Microsoft brings SQL Server on Linux
Microsoft is bringing its flagship relational database product, SQL Server, to the Linux operating system. This will enable SQL Server to deliver a consistent data platform across Windows Server and Linux, as well as on-premises and cloud, the company announced.
Scott Guthrie, Microsoft’s Executive Vice President for Enterprise and Cloud announced the company’s plans to bring SQL Server to Linus and explained that it will provide clients with more flexibility in their data solution. Al Gillen, group vice president, enterprise infrastructure, at IDC, was cited as saying that “this is an enormously important decision for Microsoft, allowing it to offer its well-known and trusted database to an expanded set of customers.” Ultimately, the decision to bring SQL Server on Linux will give clients choice and reduce the concerns for lock-in, Gillen added.

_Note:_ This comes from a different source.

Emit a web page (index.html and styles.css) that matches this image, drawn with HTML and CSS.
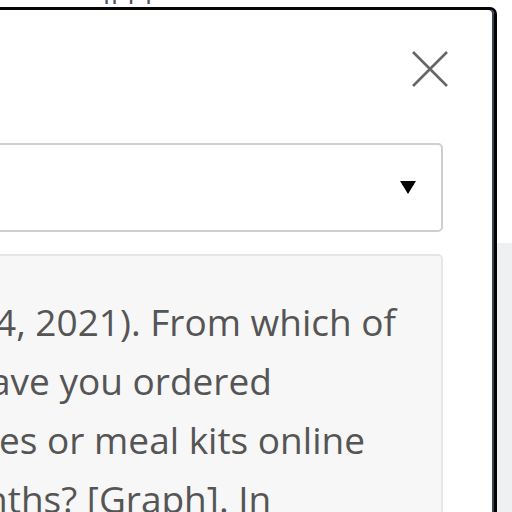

In late 2015, Microsoft and Red Hat Inc. announced a partnership aimed at helping clients to embrace hybrid cloud computing by providing greater choice and flexibility deploying Red Hat solutions on Microsoft Azure. The company’s latest disclosure proves that its emphasis on hybrid deployments is growing stronger. The idea that Microsoft will continue its string of partnerships is hardly far-fetched, especially since more platforms are needed if the company’s plan is to maintain SQL Server’s relevance.

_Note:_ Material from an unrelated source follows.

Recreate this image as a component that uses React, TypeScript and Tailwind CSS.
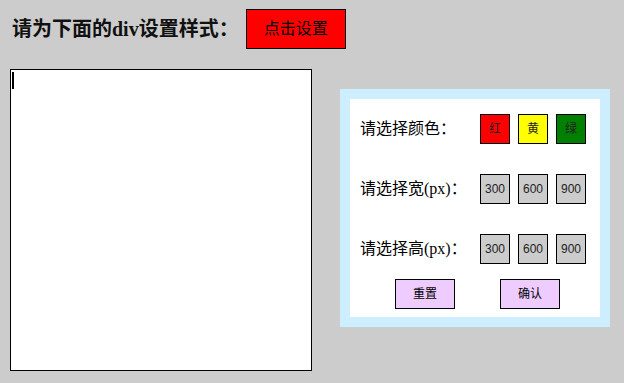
const cjk = "font-['Liberation_Serif','Noto_Sans_CJK_SC',serif]"

function Row({ label, children }: { label: string; children: React.ReactNode }) {
  return (
    <div className="flex items-center h-[30px]">
      <span className={`w-[120px] text-[16px] leading-none text-black ${cjk}`}>{label}</span>
      <div className="flex gap-[8px]">{children}</div>
    </div>
  )
}

function Chip({ bg, children }: { bg: string; children: React.ReactNode }) {
  return (
    <button
      className={`w-[30px] h-[30px] border border-black flex items-center justify-center text-[12px] text-[#222] font-['Liberation_Sans','Noto_Sans_CJK_SC',sans-serif] ${bg}`}
    >
      {children}
    </button>
  )
}

export default function App() {
  return (
    <div className="w-[624px] h-[383px] bg-[#cccccc] overflow-hidden">
      <div className="flex items-center pt-[9px] pl-[12px]">
        <h2 className={`text-[20px] font-bold text-[#111] leading-none ${cjk}`}>
          请为下面的div设置样式：
        </h2>
        <button className="ml-[7px] w-[100px] h-[40px] bg-[#ff0000] border border-black text-[16px] text-black font-['Liberation_Sans','Noto_Sans_CJK_SC',sans-serif]">
          点击设置
        </button>
      </div>

      <div className="flex items-start mt-[20px]">
        <div className="ml-[10px] w-[302px] h-[302px] bg-white border border-black">
          <div className="ml-[1px] mt-[2px] w-[2px] h-[17px] bg-black" />
        </div>

        <div className="ml-[28px] mt-[20px] w-[270px] h-[238px] bg-[#cceeff] p-[10px]">
          <div className="bg-white w-full h-full pt-[15px] pl-[10px] flex flex-col gap-[30px]">
            <Row label="请选择颜色：">
              <Chip bg="bg-[#ff0000]">红</Chip>
              <Chip bg="bg-[#ffff00]">黄</Chip>
              <Chip bg="bg-[#008000]">绿</Chip>
            </Row>
            <Row label="请选择宽(px)：">
              <Chip bg="bg-[#cccccc]">300</Chip>
              <Chip bg="bg-[#cccccc]">600</Chip>
              <Chip bg="bg-[#cccccc]">900</Chip>
            </Row>
            <Row label="请选择高(px)：">
              <Chip bg="bg-[#cccccc]">300</Chip>
              <Chip bg="bg-[#cccccc]">600</Chip>
              <Chip bg="bg-[#cccccc]">900</Chip>
            </Row>
            <div className="flex gap-[45px] pl-[35px] -mt-[15px]">
              <button className="w-[60px] h-[30px] bg-[#eeccff] border border-black text-[12px] text-black font-['Liberation_Sans','Noto_Sans_CJK_SC',sans-serif]">
                重置
              </button>
              <button className="w-[60px] h-[30px] bg-[#eeccff] border border-black text-[12px] text-black font-['Liberation_Sans','Noto_Sans_CJK_SC',sans-serif]">
                确认
              </button>
            </div>
          </div>
        </div>
      </div>
    </div>
  )
}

SQL Server 2016: Perfect timing
The announcement comes two days before Microsoft’s SQL Server 2016 event. According to the tech giant’s Executive Vice President for Enterprise and Cloud, Microsoft will announce several new features around SQL Server 2016, including new mobile apps for business intelligence, data warehousing support and better in-memory database. “These improvements, and many more, are all built into SQL Server and bring you not just a new database but a complete platform for data management, business analytics and intelligent apps -one that can be used in a consistent way across both on-premises and the cloud,” Guthrie wrote.
Over the last year, Microsoft has been using the SQL Server 2016 code-base to run in production over 1.4 million SQL Databases in the cloud using its Azure SQL Database as a Service offering.